Note that the keys property also accepts multiple key names. However, the RushScript code passes in a single value, "class", as the only key field. In most cases where multiple values can be passed in for a property, a single value will work. This is a convenience supported by RushScript to prevent having to use the array notation for all properties that take multiple values.
Setting properties
// Define the aggregations wanted
var aggs = [
    Aggregation.count("sepal length").as("count-sl"), 
    Aggregation.min("sepal length").as("min-sl"),
    Aggregation.max("sepal length").as("max-sl"),
    Aggregation.avg("sepal length").as("avg-sl"),
    Aggregation.stddev("sepal length").as("stddev-sl"),
    Aggregation.geoAvg("petal length").as("geoavg-pl"),
    Aggregation.skewness("petal length").as("skewness-pl")
];

// Group by the given keys using the defined aggregations
var results = dr.group(data, {keys:'class', aggregations:aggs});
Connecting Ports
Ports are implicitly connected when an operator is created. Ports are represented by result sets in RushScript. Most operator functions return a result set that represents the output ports of the operator being created. Connections are made when an operator is created that takes a result set as a parameter.

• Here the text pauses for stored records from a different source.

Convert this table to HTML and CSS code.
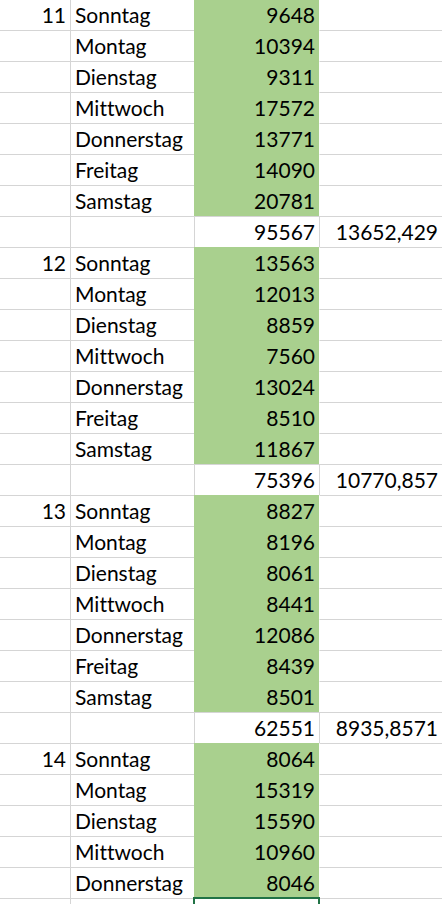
FILE: index.html
```html
<!DOCTYPE html>
<html lang="de">
<head>
<meta charset="utf-8">
<title>Tabelle</title>
<link rel="stylesheet" href="styles.css">
</head>
<body>
<div class="sheet">
  <div class="grid">
    <div class="row day"><div class="cell a">11</div><div class="cell b">Sonntag</div><div class="cell c">9648</div><div class="cell d"></div></div>
    <div class="row day"><div class="cell a"></div><div class="cell b">Montag</div><div class="cell c">10394</div><div class="cell d"></div></div>
    <div class="row day"><div class="cell a"></div><div class="cell b">Dienstag</div><div class="cell c">9311</div><div class="cell d"></div></div>
    <div class="row day"><div class="cell a"></div><div class="cell b">Mittwoch</div><div class="cell c">17572</div><div class="cell d"></div></div>
    <div class="row day"><div class="cell a"></div><div class="cell b">Donnerstag</div><div class="cell c">13771</div><div class="cell d"></div></div>
    <div class="row day"><div class="cell a"></div><div class="cell b">Freitag</div><div class="cell c">14090</div><div class="cell d"></div></div>
    <div class="row day"><div class="cell a"></div><div class="cell b">Samstag</div><div class="cell c">20781</div><div class="cell d"></div></div>
    <div class="row total"><div class="cell a"></div><div class="cell b"></div><div class="cell c">95567</div><div class="cell d">13652,429</div></div>

    <div class="row day"><div class="cell a">12</div><div class="cell b">Sonntag</div><div class="cell c">13563</div><div class="cell d"></div></div>
    <div class="row day"><div class="cell a"></div><div class="cell b">Montag</div><div class="cell c">12013</div><div class="cell d"></div></div>
    <div class="row day"><div class="cell a"></div><div class="cell b">Dienstag</div><div class="cell c">8859</div><div class="cell d"></div></div>
    <div class="row day"><div class="cell a"></div><div class="cell b">Mittwoch</div><div class="cell c">7560</div><div class="cell d"></div></div>
    <div class="row day"><div class="cell a"></div><div class="cell b">Donnerstag</div><div class="cell c">13024</div><div class="cell d"></div></div>
    <div class="row day"><div class="cell a"></div><div class="cell b">Freitag</div><div class="cell c">8510</div><div class="cell d"></div></div>
    <div class="row day"><div class="cell a"></div><div class="cell b">Samstag</div><div class="cell c">11867</div><div class="cell d"></div></div>
    <div class="row total"><div class="cell a"></div><div class="cell b"></div><div class="cell c">75396</div><div class="cell d">10770,857</div></div>

    <div class="row day"><div class="cell a">13</div><div class="cell b">Sonntag</div><div class="cell c">8827</div><div class="cell d"></div></div>
    <div class="row day"><div class="cell a"></div><div class="cell b">Montag</div><div class="cell c">8196</div><div class="cell d"></div></div>
    <div class="row day"><div class="cell a"></div><div class="cell b">Dienstag</div><div class="cell c">8061</div><div class="cell d"></div></div>
    <div class="row day"><div class="cell a"></div><div class="cell b">Mittwoch</div><div class="cell c">8441</div><div class="cell d"></div></div>
    <div class="row day"><div class="cell a"></div><div class="cell b">Donnerstag</div><div class="cell c">12086</div><div class="cell d"></div></div>
    <div class="row day"><div class="cell a"></div><div class="cell b">Freitag</div><div class="cell c">8439</div><div class="cell d"></div></div>
    <div class="row day"><div class="cell a"></div><div class="cell b">Samstag</div><div class="cell c">8501</div><div class="cell d"></div></div>
    <div class="row total"><div class="cell a"></div><div class="cell b"></div><div class="cell c">62551</div><div class="cell d">8935,8571</div></div>

    <div class="row day"><div class="cell a">14</div><div class="cell b">Sonntag</div><div class="cell c">8064</div><div class="cell d"></div></div>
    <div class="row day"><div class="cell a"></div><div class="cell b">Montag</div><div class="cell c">15319</div><div class="cell d"></div></div>
    <div class="row day"><div class="cell a"></div><div class="cell b">Dienstag</div><div class="cell c">15590</div><div class="cell d"></div></div>
    <div class="row day"><div class="cell a"></div><div class="cell b">Mittwoch</div><div class="cell c">10960</div><div class="cell d"></div></div>
    <div class="row day"><div class="cell a"></div><div class="cell b">Donnerstag</div><div class="cell c">8046</div><div class="cell d"></div></div>
    <div class="row"><div class="cell a"></div><div class="cell b"></div><div class="cell c sel"></div><div class="cell d"></div></div>
  </div>
</div>
</body>
</html>
```
FILE: styles.css
```css
html, body {
  margin: 0;
  padding: 0;
  background: #ffffff;
}

.sheet {
  height: 904px;
  overflow: hidden;
  font-family: Lato, "Liberation Sans", sans-serif;
  font-size: 21px;
  font-variant-ligatures: none;
  color: #000000;
}

.grid {
  margin-top: -1px;
}

.row {
  display: grid;
  grid-template-columns: 70px 124px 125px 1fr;
  height: 31px;
}

.cell {
  box-sizing: border-box;
  height: 31px;
  border-top: 1px solid #d5d5d5;
  line-height: 30px;
  white-space: nowrap;
  overflow: hidden;
}

.b, .c, .d {
  border-left: 1px solid #d5d5d5;
}

.a {
  text-align: right;
  padding-right: 4px;
}

.b {
  padding-left: 4px;
}

.c, .d {
  text-align: right;
  padding-right: 4px;
}

.day .c {
  background: #a9d08e;
  border-color: #a9d08e;
}

.day .d {
  border-left-color: #ffffff;
}

.sel {
  position: relative;
  overflow: visible;
}

.sel::after {
  content: "";
  position: absolute;
  left: -2px;
  right: -1px;
  top: -2px;
  height: 30px;
  border: 2px solid #217346;
}
```
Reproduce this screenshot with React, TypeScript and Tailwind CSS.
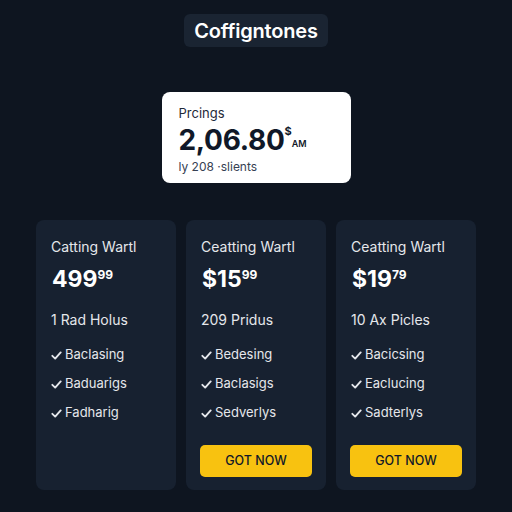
import React from "react"

type Plan = {
  title: string
  cur: string
  whole: string
  cents: string
  sub: string
  features: string[]
  button: boolean
}

const plans: Plan[] = [
  { title: "Catting Wartl", cur: "", whole: "499", cents: "99", sub: "1 Rad Holus", features: ["Baclasing", "Baduarigs", "Fadharig"], button: false },
  { title: "Ceatting Wartl", cur: "$", whole: "15", cents: "99", sub: "209 Pridus", features: ["Bedesing", "Baclasigs", "Sedverlys"], button: true },
  { title: "Ceatting Wartl", cur: "$", whole: "19", cents: "79", sub: "10 Ax Picles", features: ["Bacicsing", "Eaclucing", "Sadterlys"], button: true },
]

const Check = () => (
  <svg width="11" height="11" viewBox="0 0 10 10" className="mr-[3px] shrink-0">
    <path d="M1.2 5.3 L3.8 7.8 L8.8 2.2" fill="none" stroke="#e5e7eb" strokeWidth="1.7" strokeLinecap="round" strokeLinejoin="round" />
  </svg>
)

const App = () => {
  return (
    <div className="w-[512px] h-[512px] bg-[#0e1520] flex flex-col items-center overflow-hidden" style={{ fontFamily: "Inter, 'Noto Sans', sans-serif" }}>
      <div className="mt-[14px] h-[33px] px-[10px] rounded-md bg-[#1a2432] flex items-center">
        <span className="text-[20px] font-semibold text-white leading-none tracking-[-0.2px]">Coffigntones</span>
      </div>

      <div className="mt-[45px] w-[189px] h-[91px] bg-white rounded-lg pl-[17px] pt-[12px] flex flex-col">
        <span className="text-[13px] text-gray-800 leading-[18px]">Prcings</span>
        <div className="flex items-start mt-[4px] leading-none">
          <span className="text-[28px] font-bold text-gray-900 tracking-[-0.3px]">2,06.80</span>
          <span className="text-[11px] font-bold text-gray-900 mt-[0px]">$</span>
          <span className="text-[9px] font-semibold text-gray-900 mt-[13px]">AM</span>
        </div>
        <span className="text-[12px] text-gray-700 mt-[5px] leading-[16px]">ly 208 ·slients</span>
      </div>

      <div className="mt-[37px] flex gap-[10px]">
        {plans.map((p, i) => (
          <div key={i} className="w-[140px] h-[270px] bg-[#172130] rounded-lg px-[14px] pt-[17px] flex flex-col">
            <span className="text-[14px] text-gray-200 leading-[20px] pl-[1px]">{p.title}</span>
            <div className="flex items-start mt-[11px] leading-none text-white font-bold pl-[2px]">
              {p.cur && <span className="text-[23px]">{p.cur}</span>}
              <span className="text-[23px]">{p.whole}</span>
              <span className="text-[12px] mt-[1px]">{p.cents}</span>
            </div>
            <span className="text-[14px] text-gray-200 mt-[19px] leading-[20px] pl-[1px]">{p.sub}</span>
            <div className="flex flex-col mt-[15px] gap-[9px] pl-[1px]">
              {p.features.map((f, j) => (
                <div key={j} className="flex items-center h-[20px]">
                  <Check />
                  <span className="text-[13px] text-gray-200">{f}</span>
                </div>
              ))}
            </div>
            {p.button && (
              <button className="mt-[22px] h-[32px] rounded-[5px] bg-[#f8c210] text-[12.5px] font-medium text-gray-900 w-full">
                GOT NOW
              </button>
            )}
          </div>
        ))}
      </div>
    </div>
  )
}

export default App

When an operator is created that takes a result set, the following steps are taken:
1. The output port represented by the result set is found.
2. The input port of the created operator is found.
3. The two ports are connected using the current graph.
If an operator defines multiple input ports, the creation function for the operator will define multiple result set parameters. The parameters are positional according to the order of definition of the input ports. See the documentation for each operator to determine the number and position of the operator’s input ports.
See the previous example where two data sources are joined. The dr.join() method requires two result sets as its first and second parameters. The documentation for the Join operator shows it requires two input ports, named "left" and "right". You can deduce from the documentation that the dr.join() method will take three parameters: the left input, the right input, and properties.